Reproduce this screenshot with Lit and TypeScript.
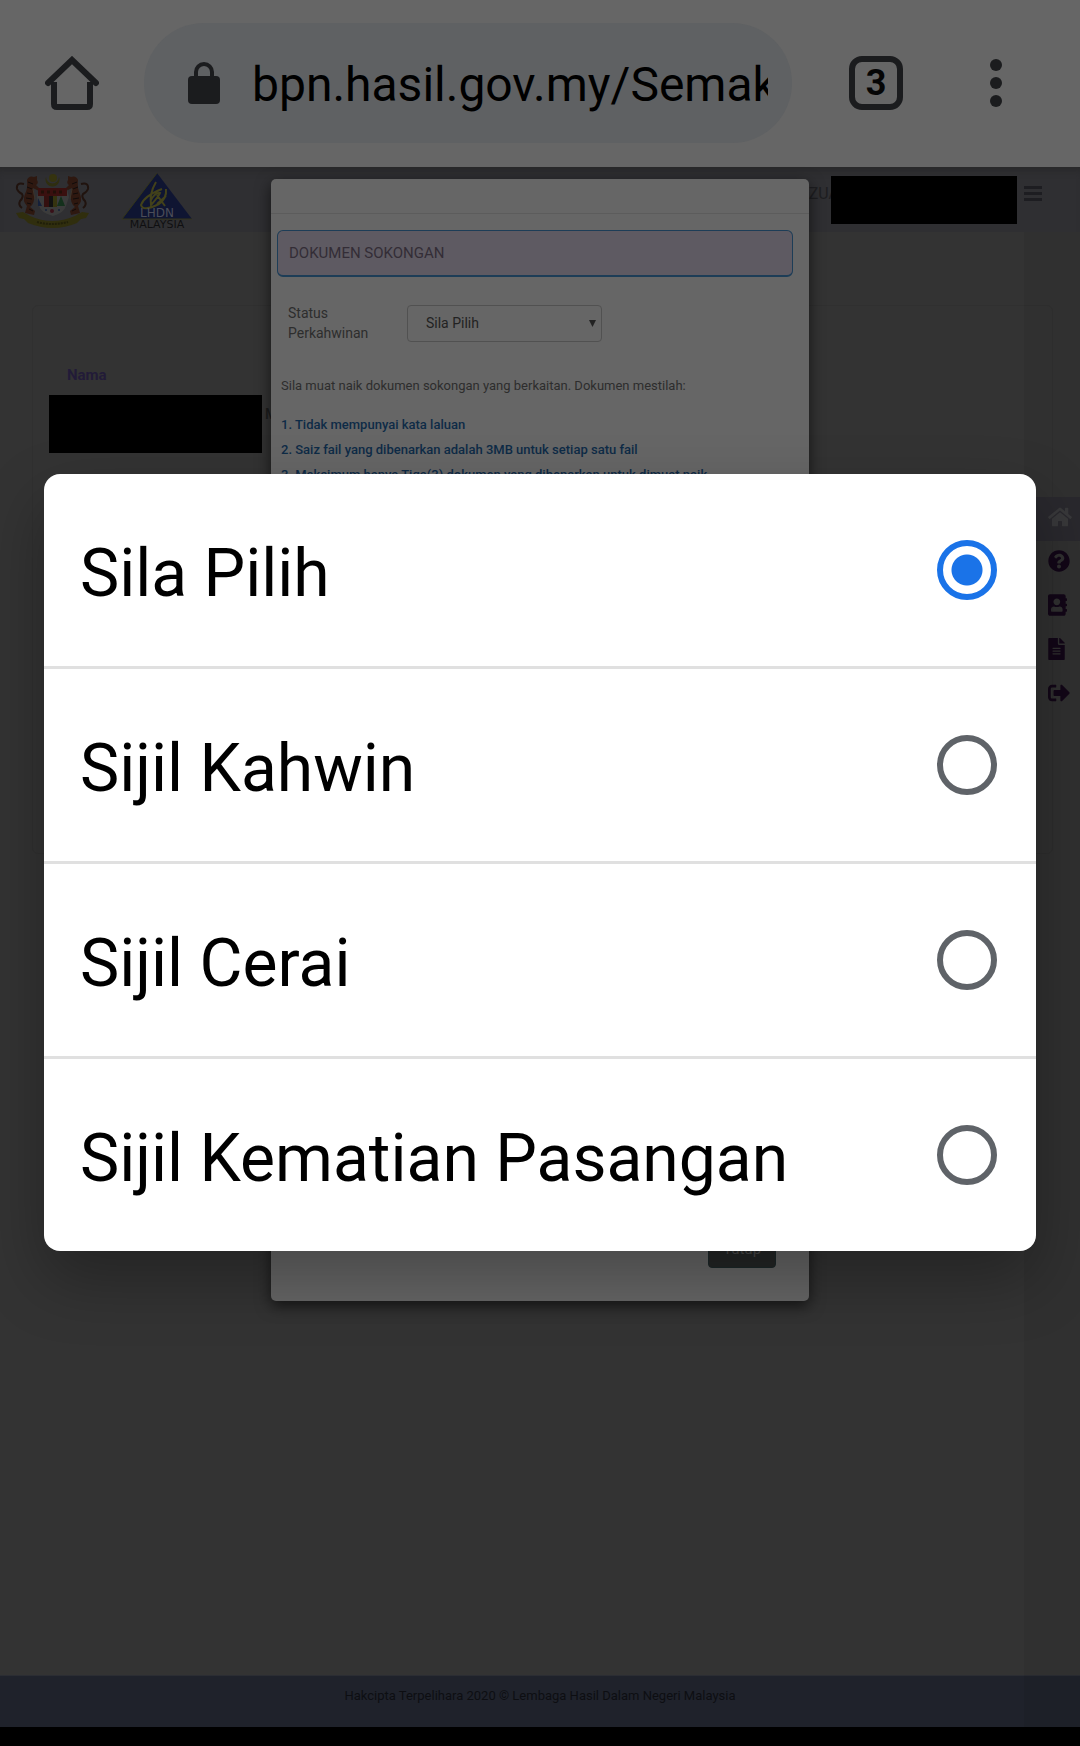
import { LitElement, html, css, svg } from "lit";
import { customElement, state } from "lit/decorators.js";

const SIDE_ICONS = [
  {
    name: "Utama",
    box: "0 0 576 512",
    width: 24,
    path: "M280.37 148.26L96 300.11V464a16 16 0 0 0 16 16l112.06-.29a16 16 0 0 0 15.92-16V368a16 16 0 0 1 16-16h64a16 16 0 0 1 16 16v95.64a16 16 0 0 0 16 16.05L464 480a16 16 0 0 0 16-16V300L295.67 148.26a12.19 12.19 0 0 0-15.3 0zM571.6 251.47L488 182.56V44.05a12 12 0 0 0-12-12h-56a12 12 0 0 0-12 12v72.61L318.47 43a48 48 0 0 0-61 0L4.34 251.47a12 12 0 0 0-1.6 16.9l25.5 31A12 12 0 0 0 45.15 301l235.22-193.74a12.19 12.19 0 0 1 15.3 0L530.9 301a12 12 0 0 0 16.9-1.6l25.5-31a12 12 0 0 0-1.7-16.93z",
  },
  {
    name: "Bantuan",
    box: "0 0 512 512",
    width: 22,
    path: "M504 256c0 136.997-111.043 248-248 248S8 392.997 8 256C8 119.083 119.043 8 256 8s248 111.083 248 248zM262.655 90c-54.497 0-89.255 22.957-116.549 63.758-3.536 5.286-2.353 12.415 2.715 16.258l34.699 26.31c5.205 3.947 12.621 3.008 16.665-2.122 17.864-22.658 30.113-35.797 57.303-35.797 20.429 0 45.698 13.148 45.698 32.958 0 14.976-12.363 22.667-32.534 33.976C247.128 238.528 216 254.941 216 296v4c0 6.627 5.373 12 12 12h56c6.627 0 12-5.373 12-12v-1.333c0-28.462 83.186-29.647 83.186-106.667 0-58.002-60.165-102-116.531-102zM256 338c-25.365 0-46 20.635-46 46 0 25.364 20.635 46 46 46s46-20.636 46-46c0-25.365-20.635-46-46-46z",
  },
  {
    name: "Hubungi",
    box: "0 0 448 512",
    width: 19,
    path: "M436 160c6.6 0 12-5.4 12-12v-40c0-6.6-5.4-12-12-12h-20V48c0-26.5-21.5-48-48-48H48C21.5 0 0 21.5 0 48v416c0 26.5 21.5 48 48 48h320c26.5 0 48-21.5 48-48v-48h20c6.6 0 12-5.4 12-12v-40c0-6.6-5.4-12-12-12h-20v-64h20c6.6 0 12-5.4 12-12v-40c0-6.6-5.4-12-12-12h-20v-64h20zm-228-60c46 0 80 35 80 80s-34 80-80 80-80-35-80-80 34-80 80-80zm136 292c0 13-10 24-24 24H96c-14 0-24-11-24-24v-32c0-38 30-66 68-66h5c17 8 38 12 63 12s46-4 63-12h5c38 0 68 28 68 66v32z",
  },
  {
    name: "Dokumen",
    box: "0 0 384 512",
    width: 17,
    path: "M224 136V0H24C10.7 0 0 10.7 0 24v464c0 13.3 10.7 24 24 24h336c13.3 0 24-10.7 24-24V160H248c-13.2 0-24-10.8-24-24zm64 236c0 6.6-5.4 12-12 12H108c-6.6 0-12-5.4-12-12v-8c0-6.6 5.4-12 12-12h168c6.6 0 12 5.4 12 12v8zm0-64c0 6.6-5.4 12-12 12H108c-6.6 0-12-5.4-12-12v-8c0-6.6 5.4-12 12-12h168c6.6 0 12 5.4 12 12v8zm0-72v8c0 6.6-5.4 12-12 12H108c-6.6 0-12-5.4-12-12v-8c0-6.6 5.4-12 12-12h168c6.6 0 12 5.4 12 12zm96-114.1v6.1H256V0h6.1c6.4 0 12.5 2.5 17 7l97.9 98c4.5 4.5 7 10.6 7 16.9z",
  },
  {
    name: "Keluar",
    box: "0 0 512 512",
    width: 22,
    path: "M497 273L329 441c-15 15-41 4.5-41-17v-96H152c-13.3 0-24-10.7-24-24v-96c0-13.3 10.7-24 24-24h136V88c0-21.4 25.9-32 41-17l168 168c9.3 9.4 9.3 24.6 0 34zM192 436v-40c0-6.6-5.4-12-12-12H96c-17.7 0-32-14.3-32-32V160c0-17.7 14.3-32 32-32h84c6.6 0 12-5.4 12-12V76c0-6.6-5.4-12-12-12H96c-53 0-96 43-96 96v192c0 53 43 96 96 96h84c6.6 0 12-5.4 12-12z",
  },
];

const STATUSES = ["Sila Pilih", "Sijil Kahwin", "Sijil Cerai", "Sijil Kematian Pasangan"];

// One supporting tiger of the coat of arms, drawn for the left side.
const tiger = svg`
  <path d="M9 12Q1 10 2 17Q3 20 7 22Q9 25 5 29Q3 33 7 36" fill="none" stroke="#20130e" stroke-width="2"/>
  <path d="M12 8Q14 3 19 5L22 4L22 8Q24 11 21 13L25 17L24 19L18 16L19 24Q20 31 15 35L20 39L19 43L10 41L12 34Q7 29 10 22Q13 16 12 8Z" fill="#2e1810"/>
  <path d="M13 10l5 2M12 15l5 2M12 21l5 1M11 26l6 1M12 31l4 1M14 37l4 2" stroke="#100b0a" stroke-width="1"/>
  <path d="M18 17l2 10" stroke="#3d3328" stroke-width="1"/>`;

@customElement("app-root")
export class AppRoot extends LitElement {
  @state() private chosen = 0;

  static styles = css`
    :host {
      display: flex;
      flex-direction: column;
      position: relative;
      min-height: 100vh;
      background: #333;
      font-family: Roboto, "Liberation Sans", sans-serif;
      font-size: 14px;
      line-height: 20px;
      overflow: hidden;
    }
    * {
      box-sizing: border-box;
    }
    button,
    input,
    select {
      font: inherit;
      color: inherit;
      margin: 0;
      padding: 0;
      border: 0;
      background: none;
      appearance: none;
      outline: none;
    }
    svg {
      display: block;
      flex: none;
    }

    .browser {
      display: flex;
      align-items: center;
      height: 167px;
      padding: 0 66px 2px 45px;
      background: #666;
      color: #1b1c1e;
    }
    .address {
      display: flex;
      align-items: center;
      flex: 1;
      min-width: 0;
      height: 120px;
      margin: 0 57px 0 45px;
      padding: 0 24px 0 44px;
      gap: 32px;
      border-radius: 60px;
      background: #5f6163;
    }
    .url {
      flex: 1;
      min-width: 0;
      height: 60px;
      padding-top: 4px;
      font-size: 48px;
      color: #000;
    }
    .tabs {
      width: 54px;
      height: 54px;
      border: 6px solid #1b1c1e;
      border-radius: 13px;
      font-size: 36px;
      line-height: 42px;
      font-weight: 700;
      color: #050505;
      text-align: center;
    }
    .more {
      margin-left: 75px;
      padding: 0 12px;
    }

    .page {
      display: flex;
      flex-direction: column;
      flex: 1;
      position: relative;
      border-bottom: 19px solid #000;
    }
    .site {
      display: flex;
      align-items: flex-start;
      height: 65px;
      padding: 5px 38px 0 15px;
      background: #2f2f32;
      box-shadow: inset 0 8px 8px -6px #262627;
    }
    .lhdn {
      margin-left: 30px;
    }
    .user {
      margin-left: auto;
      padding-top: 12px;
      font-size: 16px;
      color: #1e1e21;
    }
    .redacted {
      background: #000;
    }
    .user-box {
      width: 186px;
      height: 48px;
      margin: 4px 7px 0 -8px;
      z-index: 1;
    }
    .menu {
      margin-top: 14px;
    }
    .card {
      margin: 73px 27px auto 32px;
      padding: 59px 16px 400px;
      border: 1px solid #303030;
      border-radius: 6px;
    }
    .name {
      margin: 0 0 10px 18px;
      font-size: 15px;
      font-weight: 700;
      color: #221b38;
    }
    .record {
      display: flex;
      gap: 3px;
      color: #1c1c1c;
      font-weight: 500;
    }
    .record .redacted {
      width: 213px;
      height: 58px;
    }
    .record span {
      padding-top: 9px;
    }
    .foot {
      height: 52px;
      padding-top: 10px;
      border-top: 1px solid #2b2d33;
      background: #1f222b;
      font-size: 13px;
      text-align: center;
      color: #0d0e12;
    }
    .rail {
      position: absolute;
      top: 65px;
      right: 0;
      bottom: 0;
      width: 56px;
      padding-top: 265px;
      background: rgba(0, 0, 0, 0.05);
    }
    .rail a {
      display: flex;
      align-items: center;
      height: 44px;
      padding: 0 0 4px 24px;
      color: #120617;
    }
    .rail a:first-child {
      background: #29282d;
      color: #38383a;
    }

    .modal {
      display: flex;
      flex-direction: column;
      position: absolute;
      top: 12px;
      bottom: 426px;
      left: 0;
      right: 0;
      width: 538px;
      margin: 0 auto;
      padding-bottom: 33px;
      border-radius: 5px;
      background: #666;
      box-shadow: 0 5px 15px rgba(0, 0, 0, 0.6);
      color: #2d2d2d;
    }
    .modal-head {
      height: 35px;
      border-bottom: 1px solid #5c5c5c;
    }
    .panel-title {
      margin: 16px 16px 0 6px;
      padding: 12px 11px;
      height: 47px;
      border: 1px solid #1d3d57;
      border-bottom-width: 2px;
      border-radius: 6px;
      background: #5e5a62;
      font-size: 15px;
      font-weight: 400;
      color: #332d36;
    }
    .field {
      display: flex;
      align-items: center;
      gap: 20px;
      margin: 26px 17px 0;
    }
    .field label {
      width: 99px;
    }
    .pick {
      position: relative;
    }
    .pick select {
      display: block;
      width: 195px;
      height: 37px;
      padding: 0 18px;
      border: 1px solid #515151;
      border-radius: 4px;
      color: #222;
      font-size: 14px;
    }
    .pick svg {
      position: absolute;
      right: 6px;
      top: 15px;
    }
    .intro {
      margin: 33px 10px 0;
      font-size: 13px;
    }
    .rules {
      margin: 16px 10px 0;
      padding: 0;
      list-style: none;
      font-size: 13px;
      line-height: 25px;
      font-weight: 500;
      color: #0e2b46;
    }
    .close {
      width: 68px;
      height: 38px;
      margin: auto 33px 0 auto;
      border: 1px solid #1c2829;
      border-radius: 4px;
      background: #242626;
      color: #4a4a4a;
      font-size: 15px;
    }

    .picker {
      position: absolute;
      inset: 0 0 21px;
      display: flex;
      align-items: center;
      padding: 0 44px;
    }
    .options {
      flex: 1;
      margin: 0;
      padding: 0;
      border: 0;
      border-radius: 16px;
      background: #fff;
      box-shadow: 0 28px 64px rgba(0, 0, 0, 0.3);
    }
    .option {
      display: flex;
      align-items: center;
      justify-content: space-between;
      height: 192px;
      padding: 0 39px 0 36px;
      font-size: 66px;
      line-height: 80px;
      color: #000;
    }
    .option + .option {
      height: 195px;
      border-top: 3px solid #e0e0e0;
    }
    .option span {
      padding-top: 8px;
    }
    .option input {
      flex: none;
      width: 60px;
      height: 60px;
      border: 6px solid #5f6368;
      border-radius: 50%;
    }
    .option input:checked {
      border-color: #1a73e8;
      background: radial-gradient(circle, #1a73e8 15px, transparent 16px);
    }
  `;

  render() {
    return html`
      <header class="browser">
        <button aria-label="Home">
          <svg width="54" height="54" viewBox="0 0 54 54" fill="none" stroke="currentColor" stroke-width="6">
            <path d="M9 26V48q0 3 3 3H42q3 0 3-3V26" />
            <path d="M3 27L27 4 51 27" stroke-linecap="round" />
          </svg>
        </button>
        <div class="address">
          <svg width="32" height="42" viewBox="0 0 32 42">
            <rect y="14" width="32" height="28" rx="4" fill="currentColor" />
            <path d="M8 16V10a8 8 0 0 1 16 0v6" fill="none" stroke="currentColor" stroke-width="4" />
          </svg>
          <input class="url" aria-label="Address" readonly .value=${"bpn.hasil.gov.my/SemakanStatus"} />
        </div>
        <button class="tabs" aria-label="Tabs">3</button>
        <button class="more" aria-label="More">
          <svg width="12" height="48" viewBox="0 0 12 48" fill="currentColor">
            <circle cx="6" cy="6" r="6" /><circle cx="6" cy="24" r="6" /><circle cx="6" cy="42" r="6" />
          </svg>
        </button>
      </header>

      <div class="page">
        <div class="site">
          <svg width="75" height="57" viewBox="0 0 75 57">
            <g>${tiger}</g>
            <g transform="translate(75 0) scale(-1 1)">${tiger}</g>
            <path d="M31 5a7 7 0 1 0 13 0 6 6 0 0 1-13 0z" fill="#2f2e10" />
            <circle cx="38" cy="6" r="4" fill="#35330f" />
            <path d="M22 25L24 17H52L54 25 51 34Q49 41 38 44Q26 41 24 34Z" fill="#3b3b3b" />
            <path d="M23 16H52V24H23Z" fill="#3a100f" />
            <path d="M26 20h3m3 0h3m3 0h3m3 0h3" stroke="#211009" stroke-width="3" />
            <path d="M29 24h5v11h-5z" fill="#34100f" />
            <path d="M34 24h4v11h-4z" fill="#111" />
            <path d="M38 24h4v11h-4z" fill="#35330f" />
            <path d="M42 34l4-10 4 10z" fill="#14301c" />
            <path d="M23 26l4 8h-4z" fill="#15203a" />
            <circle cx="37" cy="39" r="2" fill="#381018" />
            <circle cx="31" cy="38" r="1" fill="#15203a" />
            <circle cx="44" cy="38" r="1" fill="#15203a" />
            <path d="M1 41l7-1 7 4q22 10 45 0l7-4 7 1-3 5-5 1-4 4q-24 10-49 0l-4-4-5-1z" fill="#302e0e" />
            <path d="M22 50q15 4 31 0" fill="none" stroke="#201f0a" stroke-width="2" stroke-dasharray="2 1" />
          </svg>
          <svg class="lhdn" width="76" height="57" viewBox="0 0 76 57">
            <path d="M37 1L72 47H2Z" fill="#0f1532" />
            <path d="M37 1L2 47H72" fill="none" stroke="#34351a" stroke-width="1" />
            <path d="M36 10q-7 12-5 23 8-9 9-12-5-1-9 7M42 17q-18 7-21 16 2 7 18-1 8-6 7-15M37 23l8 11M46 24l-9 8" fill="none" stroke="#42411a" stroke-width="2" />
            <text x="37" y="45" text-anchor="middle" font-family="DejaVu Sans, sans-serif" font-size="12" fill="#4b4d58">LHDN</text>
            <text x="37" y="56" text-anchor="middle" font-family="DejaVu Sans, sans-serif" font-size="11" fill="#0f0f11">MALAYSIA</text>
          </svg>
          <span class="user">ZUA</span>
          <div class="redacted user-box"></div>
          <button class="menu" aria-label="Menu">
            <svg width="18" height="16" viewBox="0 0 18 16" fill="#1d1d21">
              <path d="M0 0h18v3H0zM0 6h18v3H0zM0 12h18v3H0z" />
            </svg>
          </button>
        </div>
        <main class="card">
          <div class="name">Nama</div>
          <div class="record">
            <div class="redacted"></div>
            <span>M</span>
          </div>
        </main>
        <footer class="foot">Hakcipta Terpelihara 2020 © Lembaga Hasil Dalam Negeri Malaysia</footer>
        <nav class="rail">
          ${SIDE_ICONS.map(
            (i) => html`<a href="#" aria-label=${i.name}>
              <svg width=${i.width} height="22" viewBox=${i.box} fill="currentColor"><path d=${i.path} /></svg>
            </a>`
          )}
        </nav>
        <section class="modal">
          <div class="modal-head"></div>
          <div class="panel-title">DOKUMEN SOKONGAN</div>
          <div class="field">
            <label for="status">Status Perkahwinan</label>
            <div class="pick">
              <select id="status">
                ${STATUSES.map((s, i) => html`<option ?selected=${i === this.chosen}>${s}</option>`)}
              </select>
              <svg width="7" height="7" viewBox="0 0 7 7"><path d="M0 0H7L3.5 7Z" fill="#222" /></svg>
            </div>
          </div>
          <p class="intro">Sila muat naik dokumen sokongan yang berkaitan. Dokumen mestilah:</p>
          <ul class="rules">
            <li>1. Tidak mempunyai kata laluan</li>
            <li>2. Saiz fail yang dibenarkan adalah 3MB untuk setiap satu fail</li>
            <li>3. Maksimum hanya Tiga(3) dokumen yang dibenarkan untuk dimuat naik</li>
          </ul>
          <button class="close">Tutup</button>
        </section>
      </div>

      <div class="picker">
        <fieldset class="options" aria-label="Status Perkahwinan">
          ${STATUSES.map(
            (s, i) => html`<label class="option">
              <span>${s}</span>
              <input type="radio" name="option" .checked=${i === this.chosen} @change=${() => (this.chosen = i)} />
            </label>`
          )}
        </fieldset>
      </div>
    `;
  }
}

What you need to do ▸
Gather each line of the listing containing the word "this" and show it.

Task solution ▸
Reproduce this screenshot with Lit and TypeScript.
                ${STATUSES.map((s, i) => html`<option ?selected=${i === this.chosen}>${s}</option>`)}
              <input type="radio" name="option" .checked=${i === this.chosen} @change=${() => (this.chosen = i)} />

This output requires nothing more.